Okay, I couldn’t resist this donkey duo, they made me laugh. And that gave me the idea for this article. I admit, I don’t think I laugh enough and according to my research, we all should laugh more. Why? Because it’s good for us!
Are there proven health benefits from laughter? Some scientists say yes, others no. But what they all agree on is that it does a person good to laugh — and often. Many say that laughter has benefits such as boosting the immune system and stimulating organs like hearts. Laughing can improve blood pressure, blood sugar levels, even help someone relax and sleep. It can boost energy, relieve pain and reduce stress. It even burns calories.
Proving these health benefits is a difficult task as everyone responds to humor is a different way. Are the benefits a direct result of the laughter, or a byproduct of a person’s condition? Is a person who laughs a lot healthier starting out? Or does a person who is healthy have more to laugh about? Kind of like the chicken and the egg argument.
If you look at the big picture, laughter is usually social and we are more likely to laugh when with we are with other people. Being around others can in itself be the agent of change, make us feel better and happier. Adding laughter and fun into your relationships can make them better. Humor shifts your perspective and allow you to see things more clearly. It’s hard to feel anxious, sad or angry when you are laughing.

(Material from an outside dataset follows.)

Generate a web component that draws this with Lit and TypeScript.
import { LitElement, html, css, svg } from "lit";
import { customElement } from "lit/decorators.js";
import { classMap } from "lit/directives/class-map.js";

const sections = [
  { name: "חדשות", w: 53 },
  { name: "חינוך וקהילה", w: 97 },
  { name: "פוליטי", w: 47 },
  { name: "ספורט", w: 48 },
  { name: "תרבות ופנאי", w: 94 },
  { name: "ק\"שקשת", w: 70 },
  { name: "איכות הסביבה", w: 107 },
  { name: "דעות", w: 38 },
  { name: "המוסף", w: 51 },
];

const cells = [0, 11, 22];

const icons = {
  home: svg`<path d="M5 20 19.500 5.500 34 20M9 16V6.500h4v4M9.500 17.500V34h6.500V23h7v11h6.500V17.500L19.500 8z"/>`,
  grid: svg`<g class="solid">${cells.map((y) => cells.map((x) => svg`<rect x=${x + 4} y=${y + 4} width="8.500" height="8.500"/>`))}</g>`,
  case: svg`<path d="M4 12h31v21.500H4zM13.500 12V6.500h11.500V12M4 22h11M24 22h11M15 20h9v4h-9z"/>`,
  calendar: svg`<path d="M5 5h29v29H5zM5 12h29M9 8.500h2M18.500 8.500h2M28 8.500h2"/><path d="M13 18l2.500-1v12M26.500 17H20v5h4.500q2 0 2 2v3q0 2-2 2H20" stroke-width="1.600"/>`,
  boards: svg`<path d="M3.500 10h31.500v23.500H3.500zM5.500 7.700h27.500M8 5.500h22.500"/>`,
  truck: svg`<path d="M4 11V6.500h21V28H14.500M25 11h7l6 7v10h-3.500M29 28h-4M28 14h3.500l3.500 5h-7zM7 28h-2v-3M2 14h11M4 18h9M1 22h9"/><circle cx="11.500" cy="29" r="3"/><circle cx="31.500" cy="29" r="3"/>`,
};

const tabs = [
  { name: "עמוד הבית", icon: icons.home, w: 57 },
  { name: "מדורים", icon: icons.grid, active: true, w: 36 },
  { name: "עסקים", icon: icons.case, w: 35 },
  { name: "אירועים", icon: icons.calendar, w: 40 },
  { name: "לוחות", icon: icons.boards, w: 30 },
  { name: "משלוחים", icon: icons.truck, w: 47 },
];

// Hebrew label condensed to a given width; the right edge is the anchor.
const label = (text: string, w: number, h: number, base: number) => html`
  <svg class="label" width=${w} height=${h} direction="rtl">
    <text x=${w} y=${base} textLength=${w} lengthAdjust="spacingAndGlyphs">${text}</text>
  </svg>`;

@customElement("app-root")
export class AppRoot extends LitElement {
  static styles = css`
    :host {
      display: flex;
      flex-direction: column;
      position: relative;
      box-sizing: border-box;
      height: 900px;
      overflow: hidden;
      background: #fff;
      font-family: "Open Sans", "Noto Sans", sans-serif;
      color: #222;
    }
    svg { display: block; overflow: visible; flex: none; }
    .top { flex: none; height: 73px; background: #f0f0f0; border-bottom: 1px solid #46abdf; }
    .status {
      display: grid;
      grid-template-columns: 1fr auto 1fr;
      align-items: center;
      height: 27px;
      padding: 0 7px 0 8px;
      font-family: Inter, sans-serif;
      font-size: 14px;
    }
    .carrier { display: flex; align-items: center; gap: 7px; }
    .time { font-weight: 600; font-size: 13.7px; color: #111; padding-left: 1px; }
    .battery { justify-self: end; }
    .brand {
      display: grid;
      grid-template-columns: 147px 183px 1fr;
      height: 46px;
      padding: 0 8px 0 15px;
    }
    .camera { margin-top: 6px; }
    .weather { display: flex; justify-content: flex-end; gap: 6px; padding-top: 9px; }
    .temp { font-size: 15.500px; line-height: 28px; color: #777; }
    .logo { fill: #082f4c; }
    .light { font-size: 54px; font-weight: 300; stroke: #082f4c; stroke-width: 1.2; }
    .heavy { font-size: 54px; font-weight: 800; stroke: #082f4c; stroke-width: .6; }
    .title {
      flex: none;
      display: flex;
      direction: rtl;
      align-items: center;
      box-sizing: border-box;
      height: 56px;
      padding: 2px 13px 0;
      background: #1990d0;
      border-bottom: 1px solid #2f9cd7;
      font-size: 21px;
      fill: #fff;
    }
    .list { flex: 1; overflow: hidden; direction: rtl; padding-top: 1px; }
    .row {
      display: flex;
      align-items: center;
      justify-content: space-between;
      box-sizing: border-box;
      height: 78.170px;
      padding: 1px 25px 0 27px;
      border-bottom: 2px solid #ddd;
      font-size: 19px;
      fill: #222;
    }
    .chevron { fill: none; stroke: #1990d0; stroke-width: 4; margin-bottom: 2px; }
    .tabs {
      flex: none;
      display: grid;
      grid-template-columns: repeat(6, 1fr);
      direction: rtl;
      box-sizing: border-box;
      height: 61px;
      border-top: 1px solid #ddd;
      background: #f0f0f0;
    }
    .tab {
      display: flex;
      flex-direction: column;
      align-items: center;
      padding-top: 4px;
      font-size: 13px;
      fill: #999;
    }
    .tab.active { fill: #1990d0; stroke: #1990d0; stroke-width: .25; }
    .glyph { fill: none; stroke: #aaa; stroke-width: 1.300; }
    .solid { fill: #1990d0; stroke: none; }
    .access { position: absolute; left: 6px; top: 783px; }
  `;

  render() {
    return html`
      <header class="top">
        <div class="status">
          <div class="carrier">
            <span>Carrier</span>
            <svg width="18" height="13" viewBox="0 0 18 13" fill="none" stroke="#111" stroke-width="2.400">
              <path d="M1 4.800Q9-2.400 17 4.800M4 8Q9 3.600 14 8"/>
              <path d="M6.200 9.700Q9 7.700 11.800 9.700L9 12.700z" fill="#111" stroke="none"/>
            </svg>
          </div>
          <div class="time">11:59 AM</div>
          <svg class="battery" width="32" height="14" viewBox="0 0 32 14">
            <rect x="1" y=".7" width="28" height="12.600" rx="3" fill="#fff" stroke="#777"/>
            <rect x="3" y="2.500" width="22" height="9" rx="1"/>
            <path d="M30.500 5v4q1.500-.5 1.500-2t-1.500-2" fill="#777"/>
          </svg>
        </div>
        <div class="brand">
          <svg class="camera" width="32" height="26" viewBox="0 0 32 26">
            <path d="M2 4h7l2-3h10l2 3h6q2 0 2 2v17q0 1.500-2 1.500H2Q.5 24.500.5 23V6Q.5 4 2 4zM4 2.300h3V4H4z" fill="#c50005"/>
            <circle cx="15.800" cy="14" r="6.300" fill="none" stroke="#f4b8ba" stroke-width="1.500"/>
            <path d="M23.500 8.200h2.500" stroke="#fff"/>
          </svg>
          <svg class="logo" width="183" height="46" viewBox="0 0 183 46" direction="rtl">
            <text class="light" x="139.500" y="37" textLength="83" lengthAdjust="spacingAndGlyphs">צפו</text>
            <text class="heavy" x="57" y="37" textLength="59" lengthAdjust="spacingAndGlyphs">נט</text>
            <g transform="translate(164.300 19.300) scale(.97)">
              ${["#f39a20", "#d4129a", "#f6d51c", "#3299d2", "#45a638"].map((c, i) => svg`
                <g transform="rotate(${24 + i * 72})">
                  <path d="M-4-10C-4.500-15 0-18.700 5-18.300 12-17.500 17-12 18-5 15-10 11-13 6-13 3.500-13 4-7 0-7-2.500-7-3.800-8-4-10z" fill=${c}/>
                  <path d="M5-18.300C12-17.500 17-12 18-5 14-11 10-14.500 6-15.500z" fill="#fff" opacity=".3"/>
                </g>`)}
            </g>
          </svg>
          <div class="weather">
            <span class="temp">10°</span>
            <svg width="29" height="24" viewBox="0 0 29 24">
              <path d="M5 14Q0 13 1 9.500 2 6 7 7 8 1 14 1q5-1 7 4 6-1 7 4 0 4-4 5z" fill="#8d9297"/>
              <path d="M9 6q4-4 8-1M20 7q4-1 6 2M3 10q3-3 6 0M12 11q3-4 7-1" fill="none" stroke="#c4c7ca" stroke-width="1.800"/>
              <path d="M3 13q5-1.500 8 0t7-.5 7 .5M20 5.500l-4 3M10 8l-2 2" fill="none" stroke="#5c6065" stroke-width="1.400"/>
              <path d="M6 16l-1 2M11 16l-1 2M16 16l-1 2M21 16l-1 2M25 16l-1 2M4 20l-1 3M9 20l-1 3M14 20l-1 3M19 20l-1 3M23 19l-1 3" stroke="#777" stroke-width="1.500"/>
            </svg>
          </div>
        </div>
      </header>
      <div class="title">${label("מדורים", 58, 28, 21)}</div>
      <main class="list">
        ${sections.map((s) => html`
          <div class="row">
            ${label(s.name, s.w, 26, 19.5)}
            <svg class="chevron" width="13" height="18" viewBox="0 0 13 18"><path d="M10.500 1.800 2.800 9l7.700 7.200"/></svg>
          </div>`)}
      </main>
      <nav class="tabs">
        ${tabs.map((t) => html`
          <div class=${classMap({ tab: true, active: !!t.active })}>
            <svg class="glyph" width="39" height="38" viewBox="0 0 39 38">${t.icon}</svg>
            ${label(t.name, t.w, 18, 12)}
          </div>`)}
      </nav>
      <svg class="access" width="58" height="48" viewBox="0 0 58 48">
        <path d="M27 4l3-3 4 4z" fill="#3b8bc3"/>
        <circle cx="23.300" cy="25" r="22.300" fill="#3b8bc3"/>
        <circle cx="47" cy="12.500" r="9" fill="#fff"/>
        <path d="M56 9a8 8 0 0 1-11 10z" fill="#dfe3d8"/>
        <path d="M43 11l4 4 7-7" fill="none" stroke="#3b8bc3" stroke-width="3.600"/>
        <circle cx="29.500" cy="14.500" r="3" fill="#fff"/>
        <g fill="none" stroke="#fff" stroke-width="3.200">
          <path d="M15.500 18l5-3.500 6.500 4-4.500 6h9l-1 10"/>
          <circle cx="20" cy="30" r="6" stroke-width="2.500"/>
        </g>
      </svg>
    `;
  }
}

But for those who live alone by circumstance or choice, furry friends can be a great source of laughter, too. Having a pet is good for us, mentally and physically. Our fur-babies can help ease loneliness and provide endless unconditional love and affection. Pets, like children, simply like to play and have fun. Animals seem to be natural comedians, and, like the donkey duo in the image above, sometimes they can just look silly and make us smile and feel better.
In an article on HELPGUIDE.org, “Laughter is the Best Medicine,” they suggest the following ways to bring more laughter into your life:
- Start by smiling; it’s contagious and the beginning of full-blown laughter.

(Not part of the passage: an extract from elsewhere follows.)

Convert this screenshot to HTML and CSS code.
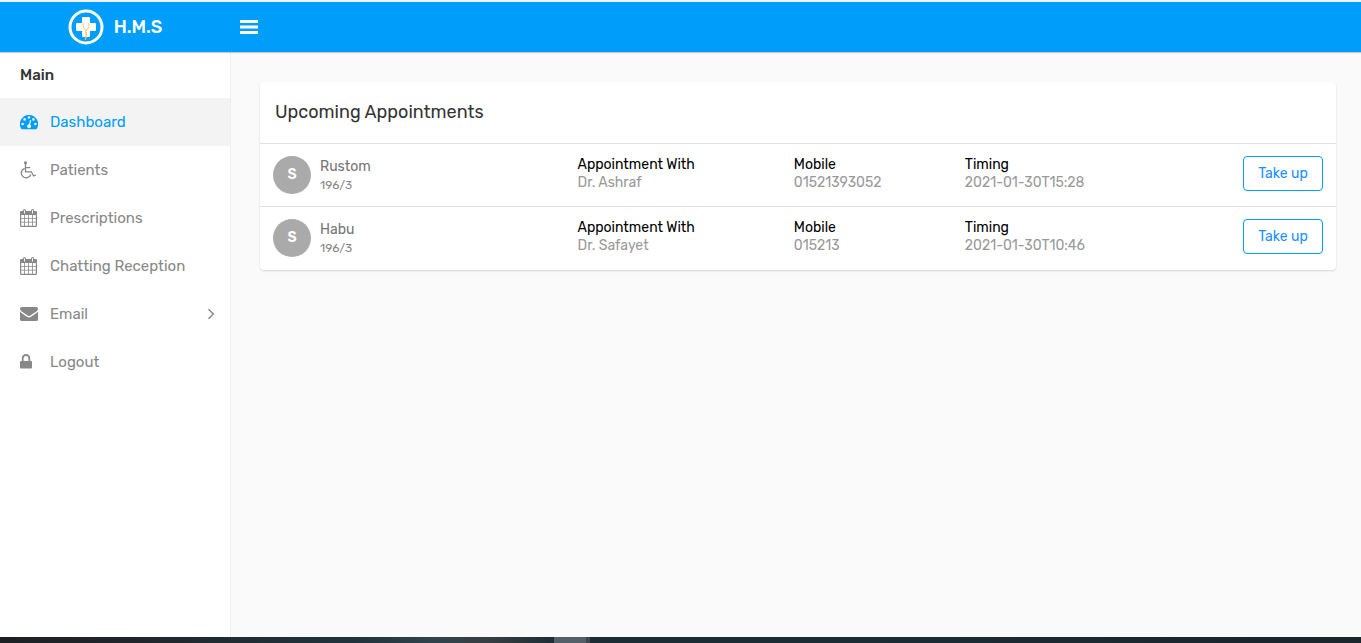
FILE: index.html
```html
<!DOCTYPE html>
<html lang="en">
<head>
<meta charset="utf-8">
<title>H.M.S</title>
<link rel="stylesheet" href="styles.css">
</head>
<body>
<svg class="sprite" aria-hidden="true">
  <symbol id="calendar" viewBox="0 0 18 18">
    <path fill-rule="evenodd" d="M1.300 2H3V1.700Q3 0 4.500 0T6 1.700V2H11V1.700Q11 0 12.500 0T14 1.700V2H15.700Q17 2 17 3.300V16.700Q17 18 15.700 18H1.300Q0 18 0 16.700V3.300Q0 2 1.300 2ZM1.200 6V9H4.200V6ZM5 6V9H8.100V6ZM8.900 6V9H12V6ZM12.800 6V9H15.800V6ZM1.200 9.800V12.700H4.200V9.800ZM5 9.800V12.700H8.100V9.800ZM8.900 9.800V12.700H12V9.800ZM12.800 9.800V12.700H15.800V9.800ZM1.200 13.500V16.700H4.200V13.500ZM5 13.500V16.700H8.100V13.500ZM8.900 13.500V16.700H12V13.500ZM12.800 13.500V16.700H15.800V13.500ZM4 1.300V4.400H5V1.300ZM12 1.300V4.400H13V1.300Z"/>
  </symbol>
</svg>
<header class="topbar">
  <a class="brand" href="#">
    <svg class="logo" viewBox="0 0 36 36" aria-hidden="true">
      <circle cx="18" cy="18" r="16" fill="none" stroke="#fff" stroke-width="3"/>
      <path fill="#fff" d="M15 8h6q1 0 1 1v5h5q1 0 1 1v6q0 1-1 1h-5v5q0 1-1 1h-6q-1 0-1-1v-5h-5q-1 0-1-1v-6q0-1 1-1h5v-5q0-1 1-1z"/>
      <path fill="none" stroke="#f7c878" stroke-width="1" d="M16 14.500q-1.500 0-1 2.500t3 4q2.500-1.500 3-4t-1-2.500M18 21v5q0 3-1 5M18 22.500q1.500 4 0 7"/>
    </svg>
    <span>H.M.S</span>
  </a>
  <button class="toggle" type="button" aria-label="Toggle menu">
    <svg viewBox="0 0 18 14" aria-hidden="true"><path fill="#fff" d="M0 0h18v3H0zM0 5.500h18v3H0zM0 11h18v3H0z"/></svg>
  </button>
</header>
<div class="layout">
  <nav class="sidebar">
    <h2 class="menu-title">Main</h2>
    <a class="item active" href="#">
      <svg class="icon" viewBox="0 0 18 18" aria-hidden="true"><path fill-rule="evenodd" d="M9 2A9 9 0 0 1 16.600 16Q16.400 16.300 16 16.300H2Q1.600 16.300 1.400 16A9 9 0 0 1 9 2ZM9 3.200a1.300 1.300 0 1 0 0 2.600a1.300 1.300 0 1 0 0-2.600ZM4.600 5.100a1.300 1.300 0 1 0 0 2.600a1.300 1.300 0 1 0 0-2.600ZM13.400 5.100a1.300 1.300 0 1 0 0 2.600a1.300 1.300 0 1 0 0-2.600ZM2.600 9.700a1.300 1.300 0 1 0 0 2.600a1.300 1.300 0 1 0 0-2.600ZM15.400 9.700a1.300 1.300 0 1 0 0 2.600a1.300 1.300 0 1 0 0-2.600ZM10 7L9 11.200A2 2 0 1 0 10.200 11.500L11.300 7.300Z"/></svg>
      <span>Dashboard</span>
    </a>
    <a class="item" href="#">
      <svg class="icon" viewBox="0 0 18 18" aria-hidden="true"><circle cx="5.500" cy="1.800" r="1.600"/><path fill="none" stroke="currentColor" stroke-width="1.300" d="M5.500 2.500V10.800H11.400L13.600 15L15.800 13.900M5.500 6.700H10.300M4.600 7.300A4.900 4.900 0 1 0 10.800 13.500"/></svg>
      <span>Patients</span>
    </a>
    <a class="item" href="#">
      <svg class="icon" aria-hidden="true"><use href="#calendar"/></svg>
      <span>Prescriptions</span>
    </a>
    <a class="item" href="#">
      <svg class="icon" aria-hidden="true"><use href="#calendar"/></svg>
      <span>Chatting Reception</span>
    </a>
    <a class="item" href="#">
      <svg class="icon" viewBox="0 0 18 18" aria-hidden="true"><path d="M1.600 2H16.400Q18 2 18 3.700Q18 5.200 16.300 6.500L11.200 10Q9.800 11.100 9 11.100T6.800 10L1.700 6.500Q0 5.200 0 3.700Q0 2 1.600 2ZM0 6.600Q.5 7.200 1.200 7.700L6.200 11.200Q8 12.500 9 12.500T11.800 11.200L16.800 7.700Q17.500 7.200 18 6.600V14.400Q18 16 16.400 16H1.600Q0 16 0 14.400Z"/></svg>
      <span>Email</span>
      <svg class="chevron" viewBox="0 0 8 12" aria-hidden="true"><path fill="none" stroke="currentColor" stroke-width="1.500" d="M1.500 1.200L6.300 6L1.500 10.800"/></svg>
    </a>
    <a class="item" href="#">
      <svg class="icon" viewBox="0 0 18 18" aria-hidden="true"><path fill-rule="evenodd" d="M1.800 8V5.300A4.200 4.200 0 0 1 10.200 5.300V8H11Q12 8 12 9V14.500Q12 15.500 11 15.500H1Q0 15.500 0 14.500V9Q0 8 1 8ZM3.600 8H8.400V5.300A2.400 2.400 0 0 0 3.600 5.300Z"/></svg>
      <span>Logout</span>
    </a>
  </nav>
  <main class="content">
    <section class="card">
      <h1 class="card-title">Upcoming Appointments</h1>
      <table class="appointments">
        <colgroup><col class="col-patient"><col class="col-doctor"><col class="col-mobile"><col class="col-time"><col class="col-action"></colgroup>
        <tbody>
          <tr>
            <td><div class="patient"><span class="avatar">S</span><div class="who"><a class="name" href="#">Rustom</a><div class="sub">196/3</div></div></div></td>
            <td><h3>Appointment With</h3><p>Dr. Ashraf</p></td>
            <td><h3>Mobile</h3><p>01521393052</p></td>
            <td><h3>Timing</h3><p>2021-01-30T15:28</p></td>
            <td class="action"><button class="take" type="button">Take up</button></td>
          </tr>
          <tr>
            <td><div class="patient"><span class="avatar">S</span><div class="who"><a class="name" href="#">Habu</a><div class="sub">196/3</div></div></div></td>
            <td><h3>Appointment With</h3><p>Dr. Safayet</p></td>
            <td><h3>Mobile</h3><p>015213</p></td>
            <td><h3>Timing</h3><p>2021-01-30T10:46</p></td>
            <td class="action"><button class="take" type="button">Take up</button></td>
          </tr>
        </tbody>
      </table>
    </section>
  </main>
</div>
<footer class="taskbar"><span class="task"></span></footer>
</body>
</html>
```
FILE: styles.css
```css
* { box-sizing: border-box; }
body {
  margin: 0;
  min-height: 100vh;
  display: flex;
  flex-direction: column;
  background: #fafafa;
  color: #333;
  font-family: Rubik, Inter, "Liberation Sans", sans-serif;
  font-size: 14px;
}
h1, h2, h3, p { margin: 0; font-weight: 400; }
a { color: inherit; text-decoration: none; }
button { font: inherit; cursor: pointer; }
.sprite { display: none; }
.topbar {
  display: flex;
  align-items: center;
  height: 52px;
  border-top: 2px solid #f1f1f1;
  background: #009efb;
  box-shadow: 0 1px 1px rgba(0, 0, 0, .2);
  z-index: 1;
}
.brand {
  width: 230px;
  display: flex;
  align-items: center;
  justify-content: center;
  gap: 10px;
  color: #fff;
  font-size: 18px;
  font-weight: 500;
}
.logo { width: 36px; height: 36px; }
.toggle { display: flex; padding: 10px; border: 0; background: none; }
.toggle svg { width: 18px; height: 14px; }
.layout { flex: 1; display: flex; }
.sidebar {
  width: 231px;
  flex: none;
  background: #fff;
  border-right: 1px solid #efefef;
  color: #888;
  font-size: 15px;
}
.menu-title {
  padding: 0 20px;
  color: #333;
  font-size: 15px;
  font-weight: 500;
  line-height: 46px;
}
.item {
  display: flex;
  align-items: center;
  gap: 12px;
  height: 48px;
  padding: 0 15px 0 20px;
}
.active { background: #f3f3f3; color: #009efb; }
.icon { width: 18px; height: 18px; fill: currentColor; }
.chevron { width: 8px; height: 12px; margin-left: auto; }
.content { flex: 1; padding: 30px 25px 30px 29px; }
.card {
  background: #fff;
  border-radius: 4px;
  box-shadow: 0 1px 2px rgba(0, 0, 0, .15);
}
.card-title {
  padding: 0 15px;
  font-size: 18px;
  line-height: 61px;
}
.appointments { width: 100%; border-collapse: collapse; table-layout: fixed; }
.col-patient { width: 28.3%; }
.col-doctor { width: 20.1%; }
.col-mobile { width: 15.9%; }
.col-time { width: 21%; }
.appointments td {
  height: 63px;
  padding: 12px 13px;
  border-top: 1px solid #dee2e6;
  vertical-align: top;
}
.appointments h3 { color: #000; font-size: 14px; line-height: 18px; }
.appointments p { color: #999; font-size: 14px; line-height: 18px; }
.patient { display: flex; gap: 9px; }
.avatar {
  width: 38px;
  height: 38px;
  border-radius: 50%;
  background: #aaa;
  color: #fff;
  font-weight: 600;
  line-height: 38px;
  text-align: center;
}
.who { padding-top: 2px; }
.name { display: block; color: #757575; line-height: 18px; }
.sub { color: #888; font-size: 12px; line-height: 18px; }
.appointments .action { text-align: right; }
.take {
  width: 80px;
  height: 35px;
  padding: 0;
  border: 1px solid #009efb;
  border-radius: 4px;
  background: #fff;
  color: #1b90ff;
}
.taskbar {
  height: 6px;
  display: flex;
  background: linear-gradient(90deg, #1c2023, #20272d 12%, #20333d 26%, #31434c 32%, #363e42 36%, #1c2c35 41%, #1b2c35 60%, #1a252c);
}
.task { width: 36px; margin-left: 554px; background: #536069; border-right: 4px solid #3d474e; }
```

- Make a list of the good things in your life; in other words, count your blessings.
- If you hear laughter, move toward it, seek it out.
- Spend more time with fun, playful people. Again, laughter is contagious.
- Bring more humor into your conversations and into your life.
Here are some great pointers on how not to take yourself so seriously and keep things in perspective. Use the following questions as a checklist for lightening up and letting go in tough situations:
- Is it worth getting upset over?
- Is it worth upsetting others?
- Is it that important?
- Is it that bad?
- Is the situation irreparable?
- Is it really your problem?
If we can learn to laugh at ourselves and see the humor in particularly difficult situations, we may find our lives happier and more fulfilling overall. So, whether or not laughter is the catalyst for a greater sense of well-being, it‘s something we enjoy and we should all do more. It’s free and most likely the best medicine out there for helping us cope with life’s difficulties. And let’s face it, it’s a lot more fun and easier than exercise.
I know I’m going to try it, and you should, too. Race you to the laugh factory!